▶ DATA PROVIDED
--
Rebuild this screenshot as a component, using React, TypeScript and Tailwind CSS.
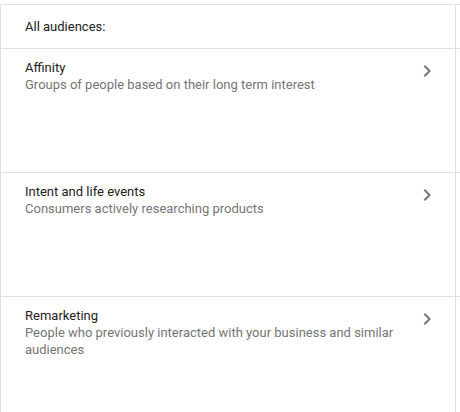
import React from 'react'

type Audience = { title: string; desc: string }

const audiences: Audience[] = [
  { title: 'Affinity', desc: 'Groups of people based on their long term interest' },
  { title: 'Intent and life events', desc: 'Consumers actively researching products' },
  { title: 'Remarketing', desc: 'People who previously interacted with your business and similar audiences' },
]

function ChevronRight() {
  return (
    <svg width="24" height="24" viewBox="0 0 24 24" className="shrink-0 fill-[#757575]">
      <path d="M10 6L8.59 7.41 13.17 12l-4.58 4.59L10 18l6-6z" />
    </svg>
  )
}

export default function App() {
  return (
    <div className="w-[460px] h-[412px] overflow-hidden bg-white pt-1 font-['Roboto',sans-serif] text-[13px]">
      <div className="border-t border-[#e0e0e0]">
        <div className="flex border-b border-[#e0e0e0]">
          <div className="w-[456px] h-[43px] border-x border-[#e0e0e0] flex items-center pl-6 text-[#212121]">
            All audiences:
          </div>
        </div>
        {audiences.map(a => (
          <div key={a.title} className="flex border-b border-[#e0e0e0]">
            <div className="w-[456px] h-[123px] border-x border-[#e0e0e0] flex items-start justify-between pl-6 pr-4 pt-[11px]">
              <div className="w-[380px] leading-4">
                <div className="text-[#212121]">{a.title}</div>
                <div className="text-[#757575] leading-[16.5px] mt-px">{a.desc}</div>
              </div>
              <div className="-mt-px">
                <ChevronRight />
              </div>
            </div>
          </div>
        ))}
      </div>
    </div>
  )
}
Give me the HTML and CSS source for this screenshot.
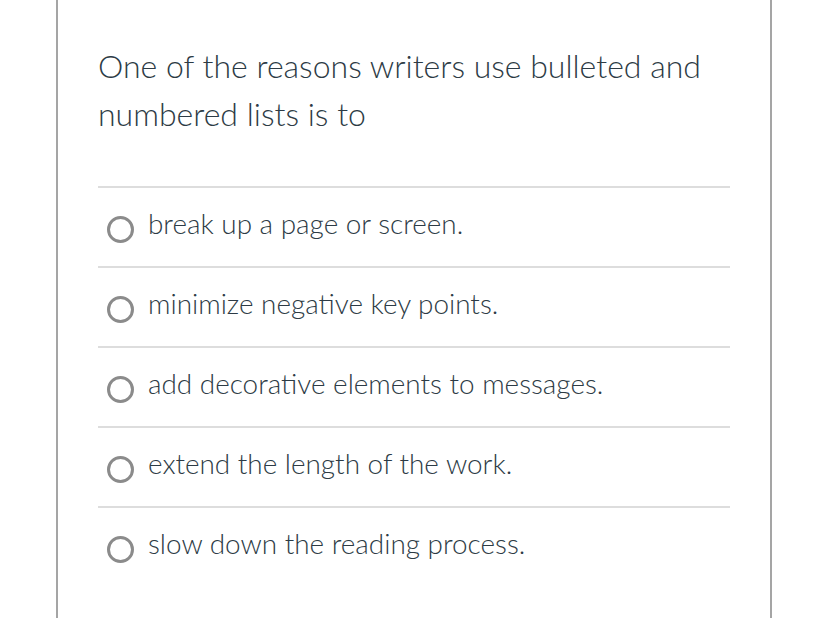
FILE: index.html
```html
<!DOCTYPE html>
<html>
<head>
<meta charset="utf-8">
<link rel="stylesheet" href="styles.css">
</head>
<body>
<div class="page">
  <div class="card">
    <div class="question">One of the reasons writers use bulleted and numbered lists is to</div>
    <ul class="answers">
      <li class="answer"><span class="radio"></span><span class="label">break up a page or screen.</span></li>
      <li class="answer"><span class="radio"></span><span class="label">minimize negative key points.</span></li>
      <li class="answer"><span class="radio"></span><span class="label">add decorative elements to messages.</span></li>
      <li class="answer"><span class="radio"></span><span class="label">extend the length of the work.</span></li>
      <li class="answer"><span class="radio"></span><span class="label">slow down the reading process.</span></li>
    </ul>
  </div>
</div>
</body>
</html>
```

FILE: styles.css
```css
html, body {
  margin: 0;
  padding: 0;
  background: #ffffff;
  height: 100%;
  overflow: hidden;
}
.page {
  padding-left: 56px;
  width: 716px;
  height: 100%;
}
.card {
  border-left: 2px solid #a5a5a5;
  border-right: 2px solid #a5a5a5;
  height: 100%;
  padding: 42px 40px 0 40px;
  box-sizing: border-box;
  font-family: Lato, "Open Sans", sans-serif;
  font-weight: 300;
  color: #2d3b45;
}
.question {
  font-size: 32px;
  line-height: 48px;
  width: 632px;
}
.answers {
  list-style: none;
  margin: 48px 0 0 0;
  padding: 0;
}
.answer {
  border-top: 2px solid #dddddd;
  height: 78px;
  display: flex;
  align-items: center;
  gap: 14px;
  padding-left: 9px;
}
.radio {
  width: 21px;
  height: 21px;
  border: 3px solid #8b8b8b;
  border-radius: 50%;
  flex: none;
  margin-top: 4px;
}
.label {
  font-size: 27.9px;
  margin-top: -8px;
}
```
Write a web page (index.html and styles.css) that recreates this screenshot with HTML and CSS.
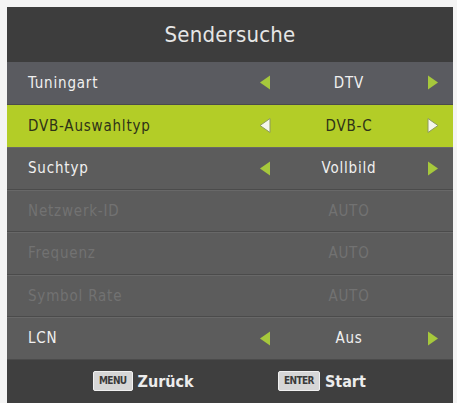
--
▶ TO DO
Repeat the material verbatim. Do not carry over any picture.

▶ WRITTEN RESPONSE
Rebuild this screenshot as a component, using React, TypeScript and Tailwind CSS.
import React from 'react'

type Audience = { title: string; desc: string }

const audiences: Audience[] = [
  { title: 'Affinity', desc: 'Groups of people based on their long term interest' },
  { title: 'Intent and life events', desc: 'Consumers actively researching products' },
  { title: 'Remarketing', desc: 'People who previously interacted with your business and similar audiences' },
]

function ChevronRight() {
  return (
    <svg width="24" height="24" viewBox="0 0 24 24" className="shrink-0 fill-[#757575]">
      <path d="M10 6L8.59 7.41 13.17 12l-4.58 4.59L10 18l6-6z" />
    </svg>
  )
}

export default function App() {
  return (
    <div className="w-[460px] h-[412px] overflow-hidden bg-white pt-1 font-['Roboto',sans-serif] text-[13px]">
      <div className="border-t border-[#e0e0e0]">
        <div className="flex border-b border-[#e0e0e0]">
          <div className="w-[456px] h-[43px] border-x border-[#e0e0e0] flex items-center pl-6 text-[#212121]">
            All audiences:
          </div>
        </div>
        {audiences.map(a => (
          <div key={a.title} className="flex border-b border-[#e0e0e0]">
            <div className="w-[456px] h-[123px] border-x border-[#e0e0e0] flex items-start justify-between pl-6 pr-4 pt-[11px]">
              <div className="w-[380px] leading-4">
                <div className="text-[#212121]">{a.title}</div>
                <div className="text-[#757575] leading-[16.5px] mt-px">{a.desc}</div>
              </div>
              <div className="-mt-px">
                <ChevronRight />
              </div>
            </div>
          </div>
        ))}
      </div>
    </div>
  )
}
Give me the HTML and CSS source for this screenshot.
FILE: index.html
```html
<!DOCTYPE html>
<html>
<head>
<meta charset="utf-8">
<link rel="stylesheet" href="styles.css">
</head>
<body>
<div class="page">
  <div class="card">
    <div class="question">One of the reasons writers use bulleted and numbered lists is to</div>
    <ul class="answers">
      <li class="answer"><span class="radio"></span><span class="label">break up a page or screen.</span></li>
      <li class="answer"><span class="radio"></span><span class="label">minimize negative key points.</span></li>
      <li class="answer"><span class="radio"></span><span class="label">add decorative elements to messages.</span></li>
      <li class="answer"><span class="radio"></span><span class="label">extend the length of the work.</span></li>
      <li class="answer"><span class="radio"></span><span class="label">slow down the reading process.</span></li>
    </ul>
  </div>
</div>
</body>
</html>
```

FILE: styles.css
```css
html, body {
  margin: 0;
  padding: 0;
  background: #ffffff;
  height: 100%;
  overflow: hidden;
}
.page {
  padding-left: 56px;
  width: 716px;
  height: 100%;
}
.card {
  border-left: 2px solid #a5a5a5;
  border-right: 2px solid #a5a5a5;
  height: 100%;
  padding: 42px 40px 0 40px;
  box-sizing: border-box;
  font-family: Lato, "Open Sans", sans-serif;
  font-weight: 300;
  color: #2d3b45;
}
.question {
  font-size: 32px;
  line-height: 48px;
  width: 632px;
}
.answers {
  list-style: none;
  margin: 48px 0 0 0;
  padding: 0;
}
.answer {
  border-top: 2px solid #dddddd;
  height: 78px;
  display: flex;
  align-items: center;
  gap: 14px;
  padding-left: 9px;
}
.radio {
  width: 21px;
  height: 21px;
  border: 3px solid #8b8b8b;
  border-radius: 50%;
  flex: none;
  margin-top: 4px;
}
.label {
  font-size: 27.9px;
  margin-top: -8px;
}
```
Write a web page (index.html and styles.css) that recreates this screenshot with HTML and CSS.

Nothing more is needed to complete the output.